By Marcus Leach
Small businesses may be enjoying a tentative recovery in spite of broader economic uncertainty, according to a new quarterly report from Venture Finance.
Average turnover for small businesses increased by 16.2 per cent between the end of 2009 and the second quarter of 2011, signalling a return to growth for the small business sector.
The recovery comes after a deep decline in turnover during the recession of 10.5 per cent between 2007 and the end of 2009.
“This is just what the economy needs. While tentative in some respects, small businesses have worked very hard since 2009 and have enjoyed increasing success as a result,” Peter Ewen, Managing Director of Venture Finance and Chairman of the International Factors Group, said.
Further data shows that small businesses are also issuing more invoices now than in 2010, after seeing a fall of 9 per cent to the end of 2009 and a recovery of 16 per cent to quarter two of 2011.
The average number of customers per business has also almost returned to pre-recession levels. Despite having fallen by 6.6 per cent from 2007 to a 2009 low, they have rallied by 5.8 per cent to quarter two of 2011, to a healthy 25.6 customers on average. The time taken to pay invoices has also fallen, an encouraging sign for recovering businesses.
“Small firms look to be bringing in new customers and billing them for increasing amounts of business, which is great news. Such statistics are encouraging because they point to increasingly healthy cashflow — the lifeblood of business and growth potential," Ewen said.
Sectors vital to the economy have also experienced a significant recovery.
The manufacturing and engineering sectors have enjoyed turnover growth of 32 per cent and 19.1 per cent respectively between 2009 and quarter two of 2011.
Surprisingly in the current employment environment, recruitment turnover also rose by 27.9 per cent since 2009 and services by 17.5 per cent in the same period, bringing both back to parity with 2007 levels.
However manufacturing customer numbers decreased by 35.4 per cent since 2007 and by a further 6.1 per cent between 2010 and 2011, suggesting firms may be relying on a core of stable customers.
“The current government is hoping desperately for a manufacturing and engineering resurgence and it looks like these small, dynamic businesses are already doing their bit for economic recovery," said Ewen.
“However, it’s important that manufacturers act to halt their apparent decline in customer numbers in order to assure a continued recovery.”
Export growth has also been promising, another area being encouraged by the government.
Average small business export turnover has returned almost to pre-recession levels after a severe 33.5 per cent fall to the end of 2010. A rapid recovery saw a 46 per cent rise between 2010 and quarter two of 2011 and export turnover is now down by just 2.2 per cent on the 2008 high.
Average days outstanding for payment from export customers have also improved from a high of almost 72 in 2007 to just over 64 in quarter two of 20111, a fall of 10.2 per cent. Export customer numbers have enjoyed a similar boost since their height in 2008, rising from a low of 4.6 by 30 per cent to an average of six.
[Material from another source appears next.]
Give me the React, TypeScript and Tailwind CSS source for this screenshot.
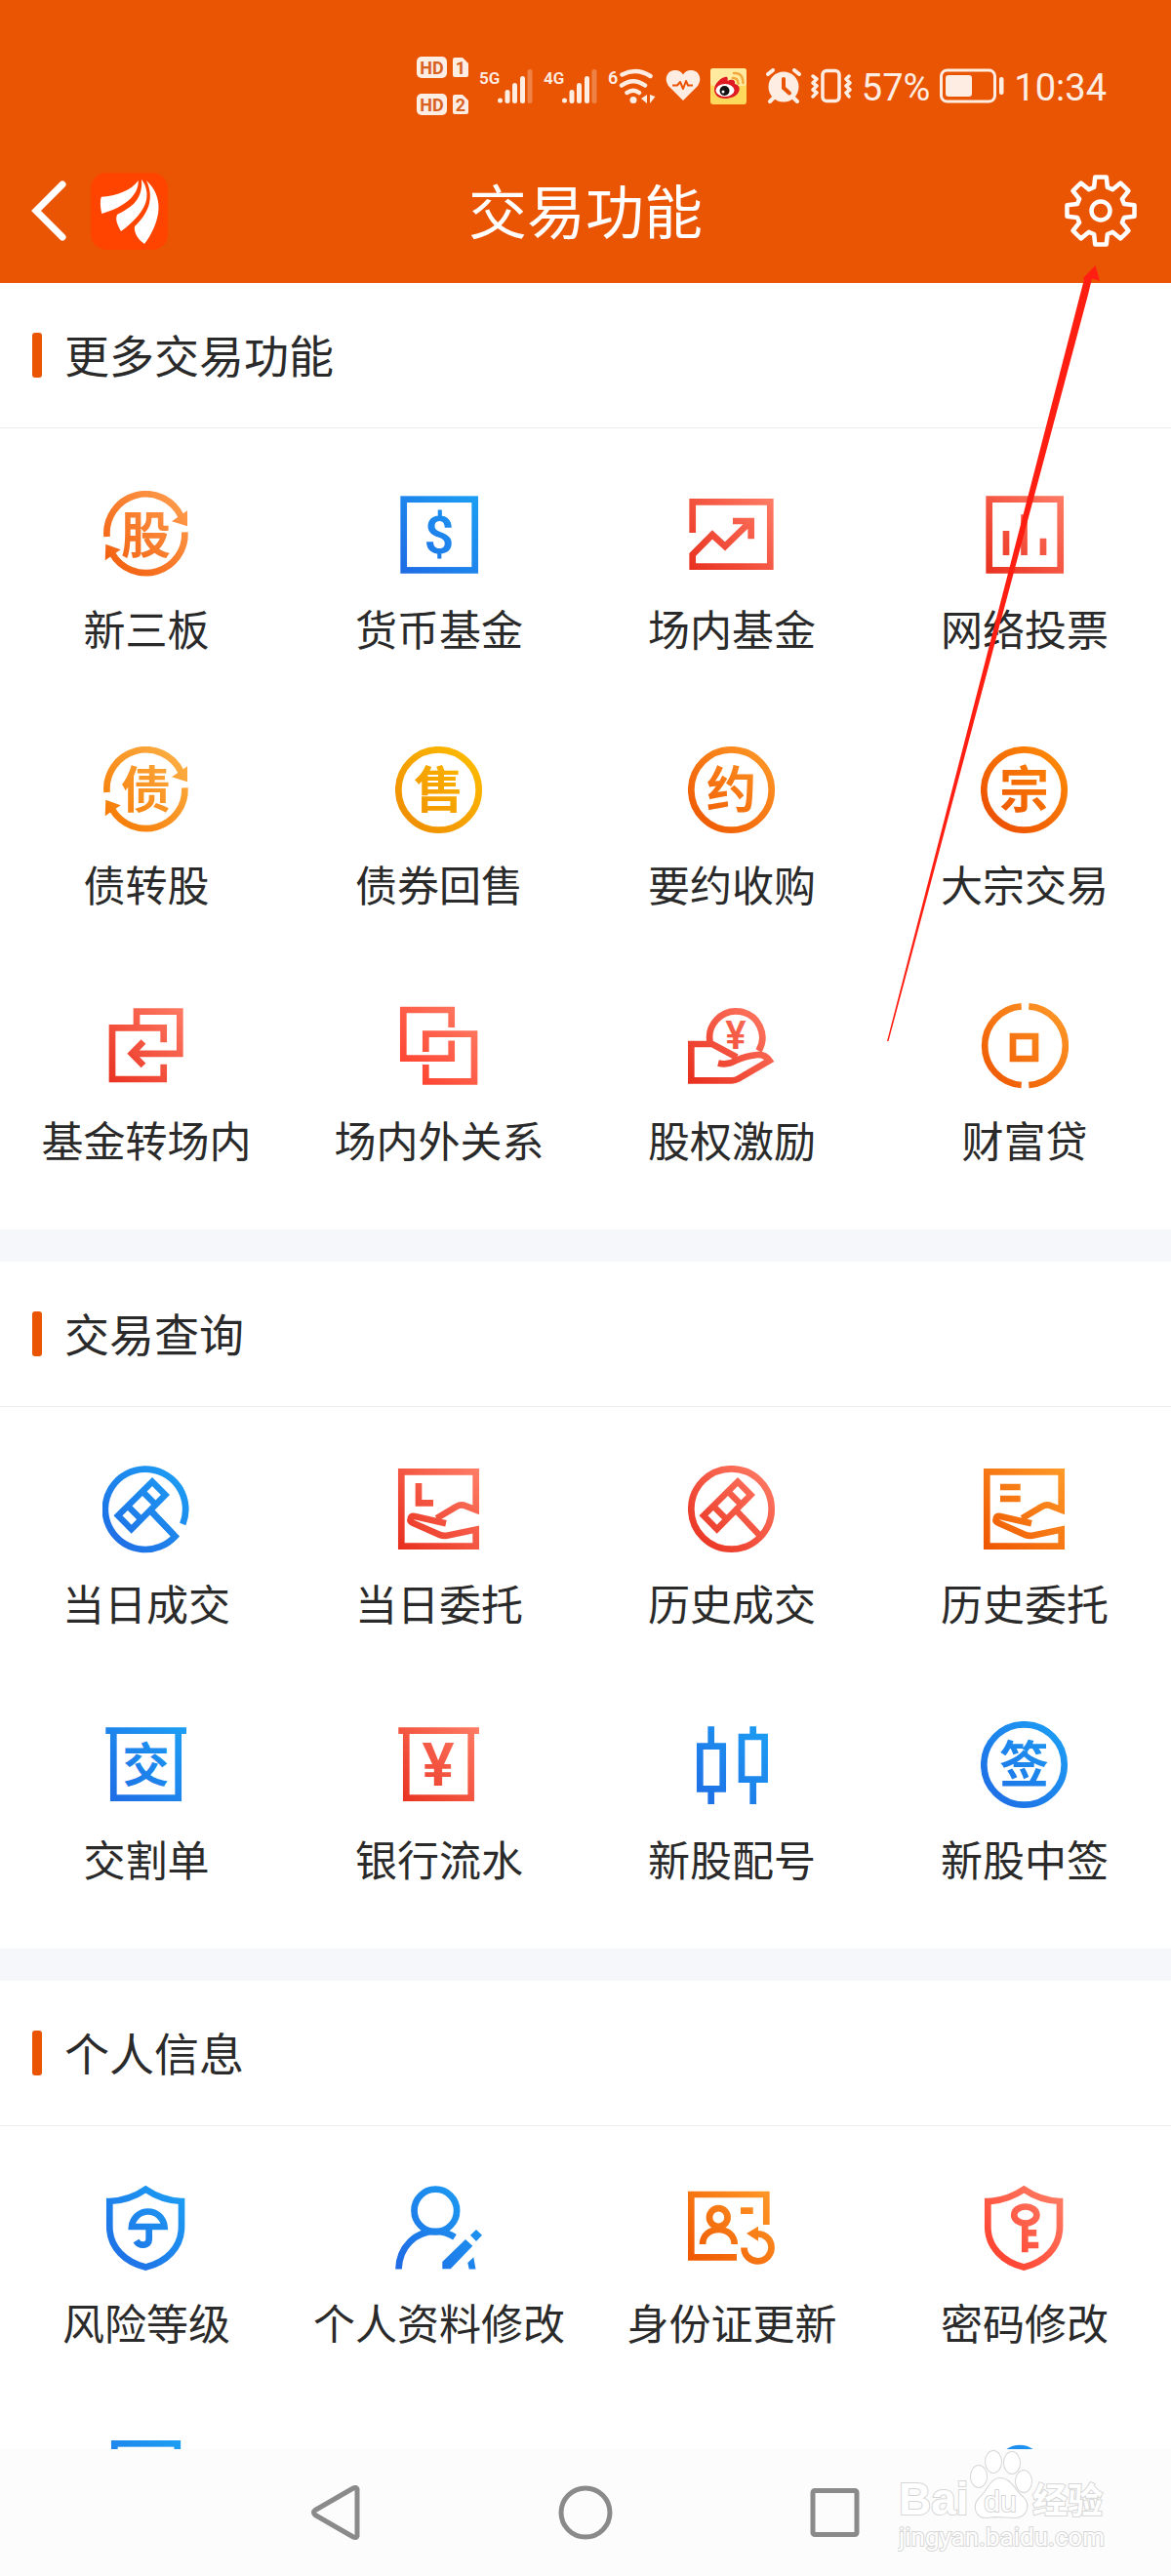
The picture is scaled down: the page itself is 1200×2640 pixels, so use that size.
import React from "react";

type Tone = "coral" | "amber" | "gold" | "tangerine" | "orange" | "blue" | "red" | "scarlet";

interface Tile {
  label: string;
  tone: Tone;
  icon: React.ReactNode;
}

interface SectionData {
  title: string;
  tiles: Tile[];
}

// from = bottom left, to = top right
const tones: { name: Tone; from: string; to: string }[] = [
  { name: "coral", from: "#f15a0a", to: "#ffa050" },
  { name: "amber", from: "#f67600", to: "#fcb248" },
  { name: "gold", from: "#ee8a00", to: "#febe00" },
  { name: "tangerine", from: "#ee5500", to: "#ff9a28" },
  { name: "orange", from: "#ea4a00", to: "#ff8e08" },
  { name: "blue", from: "#1f6ae4", to: "#1ca0f4" },
  { name: "red", from: "#e82f1e", to: "#ff7d66" },
  { name: "scarlet", from: "#ff3a28", to: "#ff8068" },
];

const fills: Record<Tone, string> = {
  coral: "url(#tone-coral)",
  amber: "url(#tone-amber)",
  gold: "url(#tone-gold)",
  tangerine: "url(#tone-tangerine)",
  orange: "url(#tone-orange)",
  blue: "url(#tone-blue)",
  red: "url(#tone-red)",
  scarlet: "url(#tone-scarlet)",
};

const ToneDefs: React.FC = () => (
  <svg className="absolute size-0" aria-hidden="true">
    <defs>
      {tones.map((tone) => (
        <linearGradient key={tone.name} id={`tone-${tone.name}`} gradientUnits="userSpaceOnUse" x1="4" y1="86" x2="86" y2="4">
          <stop offset="0" stopColor={tone.from} />
          <stop offset="1" stopColor={tone.to} />
        </linearGradient>
      ))}
    </defs>
  </svg>
);

/* ---------- icon parts, all on a 90 x 90 board ---------- */

const Glyph: React.FC<{ tone: Tone; char: string; y?: number; size?: number }> = ({ tone, char, y = 63, size = 51 }) => (
  <text x="44.5" y={y} textAnchor="middle" fontSize={size} fontWeight="700" fill={fills[tone]} stroke="none">
    {char}
  </text>
);

const Currency: React.FC<{ tone: Tone; char: string; x?: number; y: number; size: number }> = ({ tone, char, x = 45, y, size }) => (
  <text x={x} y={y} textAnchor="middle" fontSize={size} fontWeight="600" fontFamily="Roboto, sans-serif" fill={fills[tone]} stroke="none">
    {char}
  </text>
);

const Ring = <circle cx="44.5" cy="44.5" r="41.2" />;

const Cycle: React.FC<{ tone: Tone }> = ({ tone }) => (
  <>
    <path d="M4.6 47A40 40 0 0 1 80.5 26" />
    <path d="M84.4 42.3A40 40 0 0 1 10 64.5" />
    <path d="M71 31.3 87 20.3V36.3ZM3.3 54.7 18.7 60.3 2.7 71.3Z" fill={fills[tone]} stroke="none" />
  </>
);

const Gavel = (
  <>
    <path d="M51 16.5 64.4 30 29.7 65.2 16 51.3Z" strokeWidth="6.5" />
    <path d="M41 26.5 55 40.5M26 41.5 40 55.5M49 45.5 73 71" strokeWidth="6.5" />
  </>
);

const Palm = (
  <path d="M42.5 54 62 42.3Q67 39.5 71 40.8L82.7 45.3V6.3H6.3V82.7H82.7V65.5L53 71.7Q49 72.3 45.5 70.8L17.5 58.5Q15 57.3 15.6 55 16.2 51.4 20 52L52 59.2" />
);

const Shield = (
  <path d="M44.3 4.8Q27 16.5 7.3 17V43C7.3 65 24 79.5 44.3 84.6 64.7 79.5 81 65 81 43V17Q61.7 16.5 44.3 4.8Z" />
);

const Person = (
  <>
    <circle cx="41.3" cy="26.5" r="21.8" />
    <path d="M3.5 86.5C4 63.5 21 47.8 41 47.8 48 47.8 55 49.8 61 53.8" />
  </>
);

const sections: SectionData[] = [
  {
    title: "更多交易功能",
    tiles: [
      { label: "新三板", tone: "coral", icon: <><Cycle tone="coral" /><Glyph tone="coral" char="股" y={64} /></> },
      { label: "货币基金", tone: "blue", icon: <><rect x="8.7" y="8.7" width="73" height="72.7" /><Currency tone="blue" char="$" y={64} size={54} /></> },
      {
        label: "场内基金",
        tone: "red",
        icon: (
          <path d="M4.7 43V11.3H84.3V77.7H4.7V65.5L25 45 38 57 64.5 31M46 31H68M64.7 28V49.3" />
        ),
      },
      { label: "网络投票", tone: "red", icon: <path d="M8.7 8.7H81.7V81.4H8.7ZM26 41V66M44.5 24.3V66M64 48.7V66" /> },
      { label: "债转股", tone: "amber", icon: <><Cycle tone="amber" /><Glyph tone="amber" char="债" /></> },
      { label: "债券回售", tone: "gold", icon: <>{Ring}<Glyph tone="gold" char="售" /></> },
      { label: "要约收购", tone: "tangerine", icon: <>{Ring}<Glyph tone="tangerine" char="约" /></> },
      { label: "大宗交易", tone: "orange", icon: <>{Ring}<Glyph tone="orange" char="宗" /></> },
      {
        label: "基金转场内",
        tone: "red",
        icon: (
          <>
            <path d="M62.7 41.3V26.3H10V79H62.7V63.7" />
            <path d="M35 26V9.7H79.3V52.8H31" />
            <path d="M42 40.5 30 52.8 42 65" />
          </>
        ),
      },
      {
        label: "场内外关系",
        tone: "scarlet",
        icon: <path d="M57.7 26V8H8.3V57.7H57.7V39.5M31.3 51V32.7H81V81.3H31.3V64" />,
      },
      {
        label: "股权激励",
        tone: "red",
        icon: (
          <>
            <path d="M22.9 42.5A27 27 0 1 1 72.5 50" />
            <path d="M50 56.5 25 43H3.3V80.3H45Q48.5 80.3 51.5 78.6L83.5 60Q79 53.5 71 54 58 55.5 50 59.5 41 65 31 62.5" />
            <Currency tone="red" char="¥" x={49} y={48} size={40} />
          </>
        ),
      },
      {
        label: "财富贷",
        tone: "tangerine",
        icon: <path d="M41.7 4.4A40.4 40.4 0 0 0 41.7 85M49.3 4.4A40.4 40.4 0 0 1 49.3 85M33 35H56V58H33Z" />,
      },
    ],
  },
  {
    title: "交易查询",
    tiles: [
      { label: "当日成交", tone: "blue", icon: <><path d="M48 45 74.5 72.5A41.2 41.2 0 1 1 82.3 60" />{Gavel}</> },
      { label: "当日委托", tone: "red", icon: <>{Palm}<path d="M24 18V38.3H39" /></> },
      { label: "历史成交", tone: "red", icon: <>{Ring}{Gavel}</> },
      { label: "历史委托", tone: "tangerine", icon: <>{Palm}<path d="M20 22H40.7M20 34H40.7" /></> },
      { label: "交割单", tone: "blue", icon: <><path d="M3.3 9.7H86M11.3 10V78.7H77.7V10" /><Glyph tone="blue" char="交" y={62} size={48} /></> },
      { label: "银行流水", tone: "red", icon: <><path d="M3.3 9.7H86M11.3 10V78.7H77.7V10" /><Currency tone="red" char="¥" x={44} y={66} size={62} /></> },
      {
        label: "新股配号",
        tone: "blue",
        icon: <path d="M23.7 5.3V25M23.7 70V85M66.7 5.3V15M66.7 60V85M12.3 25.7H35.7V69.3H12.3ZM55 16H78.6V59.7H55Z" />,
      },
      { label: "新股中签", tone: "blue", icon: <>{Ring}<Glyph tone="blue" char="签" /></> },
    ],
  },
  {
    title: "个人信息",
    tiles: [
      { label: "风险等级", tone: "blue", icon: <>{Shield}<path d="M30 43A16.8 16.8 0 0 1 63.5 43ZM47.7 43V56C47.7 63 38 63.5 34.5 57.5" /></> },
      {
        label: "个人资料修改",
        tone: "blue",
        icon: (
          <>
            {Person}
            <path
              d="M72 56 79.3 62.7 56.7 86.3H48.3V79ZM83 46 89 51.7 83 58 77 51.7ZM80.3 74.3 82.5 86.5H75.7L74.3 80Z"
              fill={fills.blue}
              stroke="none"
            />
          </>
        ),
      },
      {
        label: "身份证更新",
        tone: "tangerine",
        icon: (
          <>
            <path d="M80.3 41V10H3.3V74.3H50M54 26.7H66.7" />
            <circle cx="31.3" cy="33.5" r="9.3" />
            <path d="M15 61C15 41 47.7 41 47.7 61" />
            <path d="M57.5 64.5A14 14 0 1 0 70 50.5" />
            <path d="M60 50 72 42.7V57.7Z" fill={fills.tangerine} stroke="none" />
          </>
        ),
      },
      {
        label: "密码修改",
        tone: "scarlet",
        icon: (
          <>
            {Shield}
            <ellipse cx="45.8" cy="31" rx="11.6" ry="8.5" />
            <path d="M45.3 40V69.3M46 49.3H57.2M46 62H59.3" />
          </>
        ),
      },
      { label: "", tone: "blue", icon: <rect x="12.3" y="3.3" width="64.5" height="80" /> },
      { label: "", tone: "blue", icon: null },
      { label: "", tone: "blue", icon: null },
      { label: "", tone: "blue", icon: <circle cx="40" cy="28" r="20" /> },
    ],
  },
];

/* ---------- status bar ---------- */

const Signal: React.FC<{ network: string }> = ({ network }) => (
  <svg viewBox="0 0 56 38" className="h-[38px] w-14" fill="currentColor">
    <text x="0" y="17" fontSize="17" fontWeight="600" fontFamily="Roboto, sans-serif">
      {network}
    </text>
    <circle cx="21.5" cy="34" r="2.5" />
    <rect x="26.5" y="23" width="5" height="14" rx="2.5" />
    <rect x="34" y="16" width="5" height="21" rx="2.5" />
    <rect x="42" y="9" width="5" height="28" rx="2.5" />
    <rect x="49.5" y="2" width="5" height="35" rx="2.5" opacity="0.3" />
  </svg>
);

const SimCards: React.FC = () => (
  <svg viewBox="0 0 54 62" className="h-[62px] w-[54px]" fontFamily="Roboto, sans-serif" fontWeight="700">
    {["1", "2"].map((sim, index) => (
      <g key={sim} transform={`translate(0 ${index * 38})`}>
        <rect x="0" y="1" width="31" height="22" rx="5" fill="currentColor" />
        <text x="15.5" y="18.5" textAnchor="middle" fontSize="18" fill="#d9611f">HD</text>
        <path d="M39 2H47L53 8V20Q53 22 51 22H39Q37 22 37 20V4Q37 2 39 2Z" fill="currentColor" />
        <text x="45" y="18.5" textAnchor="middle" fontSize="18" fill="#d9611f">{sim}</text>
      </g>
    ))}
  </svg>
);

const Wifi: React.FC = () => (
  <svg viewBox="0 0 49 38" className="h-[38px] w-[49px]" fill="none" stroke="currentColor" strokeWidth="4.5" strokeLinecap="round">
    <text x="0" y="17" fontSize="18" fontWeight="600" fontFamily="Roboto, sans-serif" fill="currentColor" stroke="none">6</text>
    <path d="M14.5 7.5Q29 0 43.5 9M14 18.5Q26 10 38 18.5M19.5 26Q26 21.5 32 26" />
    <circle cx="26" cy="33.5" r="3.5" fill="currentColor" stroke="none" />
    <path d="M40 28V37L34 32ZM43 28 48.5 30 43 37Z" fill="currentColor" stroke="none" />
  </svg>
);

const StatusBar: React.FC = () => (
  <div className="flex h-[176px] items-center justify-end gap-[10px] pr-[66px] text-[#fdede3]">
    <SimCards />
    <Signal network="5G" />
    <Signal network="4G" />
    <Wifi />
    <svg viewBox="0 0 36 34" className="h-[34px] w-9" fill="currentColor">
      <path d="M18 32 3 17C-3 8 4 0 10 1 14 1 16.5 3 18 5.5 19.5 3 22 1 26 1 32 0 39 8 33 17Z" />
      <path d="M7 16.5H12L15 13 18 20 21 12 23 16.5H28" fill="none" stroke="#ea5504" strokeWidth="2" strokeLinejoin="round" />
    </svg>
    <svg viewBox="0 0 37 37" className="mr-[10px] size-[37px]">
      <rect width="37" height="37" rx="3" fill="#ffd95c" />
      <rect width="37" height="18" rx="3" fill="#ffeaa0" />
      <path d="M4 22C4 16 10 10 15 9 18 8 18 11 17.5 13 21 11 26 11 25 16 29 17 31 20 29 24 27 29 20 31 15 31 8 31 4 27 4 22Z" fill="#e01a22" />
      <ellipse cx="15" cy="22.5" rx="9.5" ry="6.5" fill="#fff" />
      <circle cx="14.5" cy="23" r="5" fill="#111" />
      <circle cx="13" cy="24" r="1.5" fill="#fff" />
      <path d="M23 10Q28 9.5 28.5 15.5M24 5Q33 4 33.5 15" fill="none" stroke="#f3a83c" strokeWidth="2.5" strokeLinecap="round" />
    </svg>
    <svg viewBox="0 0 36 36" className="size-9" fill="currentColor" stroke="currentColor" strokeLinecap="round">
      <circle cx="18" cy="19" r="15.5" stroke="none" />
      <path d="M2 6 7 2M34 6 29 2M4 34 9 29M32 34 27 29" strokeWidth="4" />
      <path d="M18 11V20L24 25.5" fill="none" stroke="#ea5504" strokeWidth="4" />
    </svg>
    <svg viewBox="0 0 42 36" className="h-9 w-[42px]" fill="none" stroke="currentColor" strokeWidth="3.5" strokeLinecap="round" strokeLinejoin="round">
      <rect x="12" y="2.5" width="17" height="31" rx="4" />
      <path d="M2 8 6 11 2 15 6 18 2 22 6 25 2 29M39 8 36 11 40 15 36 18 40 22 36 25 39 29" />
    </svg>
    <span className="pt-1 text-[38px] leading-[48px]">57%</span>
    <svg viewBox="0 0 66 36" className="h-9 w-[66px]">
      <rect x="1.5" y="2" width="55" height="32" rx="6" fill="none" stroke="currentColor" strokeWidth="3" />
      <rect x="6" y="7" width="27" height="22" rx="3" fill="currentColor" />
      <rect x="61" y="9" width="4.5" height="18" rx="2" fill="currentColor" />
    </svg>
    <time className="pt-1 text-[38px] leading-[48px]">10:34</time>
  </div>
);

/* ---------- app bar ---------- */

const gearPoints = Array.from({ length: 8 })
  .flatMap((_, tooth) =>
    [
      [-16, 25],
      [-9.5, 35],
      [9.5, 35],
      [16, 25],
    ].map(([angle, radius]) => {
      const rad = ((tooth * 45 + angle) * Math.PI) / 180;
      return `${(40 + radius * Math.sin(rad)).toFixed(2)},${(40 - radius * Math.cos(rad)).toFixed(2)}`;
    })
  )
  .join(" ");

const AppBar: React.FC = () => (
  <div className="grid h-[114px] grid-cols-[1fr_auto_1fr] items-center px-8 pb-9">
    <div className="flex items-center gap-6">
      <button type="button" aria-label="返回">
        <svg viewBox="0 0 37 62" className="h-[62px] w-[37px]" fill="none" stroke="#fff" strokeWidth="7" strokeLinecap="round">
          <path d="M32 4 5 31 32 58" />
        </svg>
      </button>
      <svg viewBox="0 0 79 79" className="size-[79px]">
        <rect width="79" height="79" rx="16" fill="#ff4400" />
        <g fill="#fff">
          <path d="M11 24.7C26 24 42 18 48.7 8 49.5 22 36 35 11.3 42 9.5 34 9.5 27 11 24.7Z" />
          <path d="M52 7C57 13 58.5 21 57 28 55 38 44 51 31 60 27 53 25 48 27 43 38 37 54 30 52 7Z" />
          <path d="M57 8C66 16 70 27 69.5 37 69 50 62 64 55 73 48 68 44 61 45 55 58 43 66 27 57 8Z" />
        </g>
      </svg>
    </div>
    <h1 className="pt-2 text-[60px] leading-[72px] text-white">交易功能</h1>
    <button type="button" aria-label="设置" className="justify-self-end">
      <svg viewBox="0 0 80 80" className="size-20" fill="none" stroke="#fff" strokeWidth="4.5" strokeLinejoin="round">
        <polygon points={gearPoints} />
        <circle cx="40" cy="40" r="9.5" />
      </svg>
    </button>
  </div>
);

/* ---------- sections ---------- */

const Section: React.FC<{ section: SectionData; first: boolean }> = ({ section, first }) => (
  <section className="bg-white">
    <div className="flex h-[149px] items-center gap-[23px] border-b border-[#ececec] px-[33px]">
      <span className="h-[46px] w-[10px] rounded-[3px] bg-[#ea5504]" />
      <h2 className="pt-1 text-[46px] leading-[56px]">{section.title}</h2>
    </div>
    <div className={`grid grid-cols-4 gap-y-[94px] pb-[65px] ${first ? "pt-16" : "pt-15"}`}>
      {section.tiles.map((tile, index) =>
        tile.icon ? (
          <button key={index} type="button" className="flex flex-col items-center gap-[30px]">
            <svg viewBox="0 0 90 90" className="size-[90px]" fill="none" stroke={fills[tile.tone]} strokeWidth="6.7" aria-hidden="true">
              {tile.icon}
            </svg>
            <span className="h-12 text-[43px] leading-[48px] whitespace-nowrap">{tile.label}</span>
          </button>
        ) : (
          <div key={index} />
        )
      )}
    </div>
  </section>
);

const Watermark: React.FC = () => (
  <svg
    viewBox="0 0 224 110"
    className="absolute right-[56px] bottom-5 h-[110px] w-[224px]"
    fill="#fff"
    stroke="#d6d6d6"
    strokeWidth="2"
    paintOrder="stroke"
    fontFamily="'Liberation Sans', 'Noto Sans CJK SC', sans-serif"
  >
    <text x="1" y="67" fontSize="46" fontWeight="700">Bai</text>
    <ellipse cx="83" cy="28" rx="8" ry="11" />
    <ellipse cx="98" cy="13" rx="8" ry="11" />
    <ellipse cx="117" cy="14" rx="8" ry="11" />
    <ellipse cx="129" cy="33" rx="8" ry="11" />
    <path d="M105 30C116 30 120 43 128 49 137 58 131 70 120 70 110 70 102 68 92 70 80 71 76 58 84 50 93 42 95 30 105 30Z" />
    <text x="105" y="64" fontSize="30" textAnchor="middle">du</text>
    <text x="138" y="66" fontSize="36" fontWeight="700">经验</text>
    <text x="1" y="99" fontSize="26" fontFamily="Roboto, sans-serif">jingyan.baidu.com</text>
  </svg>
);

const NavBar: React.FC = () => (
  <nav className="relative flex h-[130px] shrink-0 items-center justify-center gap-[196px] bg-[#fcfcfc]">
    <button type="button" aria-label="后退">
      <svg viewBox="0 0 60 60" className="size-[60px]" fill="none" stroke="#8a8a8a" strokeWidth="5" strokeLinejoin="round">
        <path d="M52 6V54Q51 56.5 48 55L9 32.5Q6 30 9 27.5L48 5Q51 3.5 52 6Z" />
      </svg>
    </button>
    <button type="button" aria-label="主页">
      <svg viewBox="0 0 60 60" className="size-[60px]" fill="none" stroke="#8a8a8a" strokeWidth="5">
        <circle cx="30" cy="30" r="25" />
      </svg>
    </button>
    <button type="button" aria-label="最近任务">
      <svg viewBox="0 0 60 60" className="size-[60px]" fill="none" stroke="#8a8a8a" strokeWidth="5">
        <rect x="7" y="7.5" width="45" height="45" rx="2" />
      </svg>
    </button>
    <Watermark />
  </nav>
);

const App: React.FC = () => {
  return (
    <div className="relative flex h-screen flex-col overflow-hidden bg-white font-['Roboto','Noto_Sans_CJK_SC',sans-serif] text-[#2a2a2a]">
      <ToneDefs />
      <header className="shrink-0 bg-[#ea5504]">
        <StatusBar />
        <AppBar />
      </header>

      <main className="flex min-h-0 flex-1 flex-col gap-[33px] overflow-hidden bg-[#f5f7fa]">
        {sections.map((section, index) => (
          <Section key={section.title} section={section} first={index === 0} />
        ))}
      </main>

      <NavBar />

      {/* Pointer to the settings button */}
      <svg viewBox="0 0 220 800" className="pointer-events-none absolute top-[270px] right-[71px] h-[800px] w-[220px]" fill="#ff1f12">
        <path d="M0 797 202 16 201 15 213.5 2 218 18 210 15.5 206 32 1.5 797Z" />
      </svg>
    </div>
  );
};

export default App;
Average invoices issued to overseas customers have risen significantly from a 2009 low of just under nine invoices to 18.4 per month at the end of quarter two of 2011, a sizeable 104 per cent rise.
“Export growth holds great potential for small businesses and it’s highly encouraging to see them capitalising on the opportunity. On the current trajectory, exports could become a vital revenue stream for small firms," said Ewen.
“To build on these strong growth foundations, small businesses need to put the tools in place to secure working capital for growth. This will be especially important for those exploring export markets, where payment terms and operating styles can differ significantly."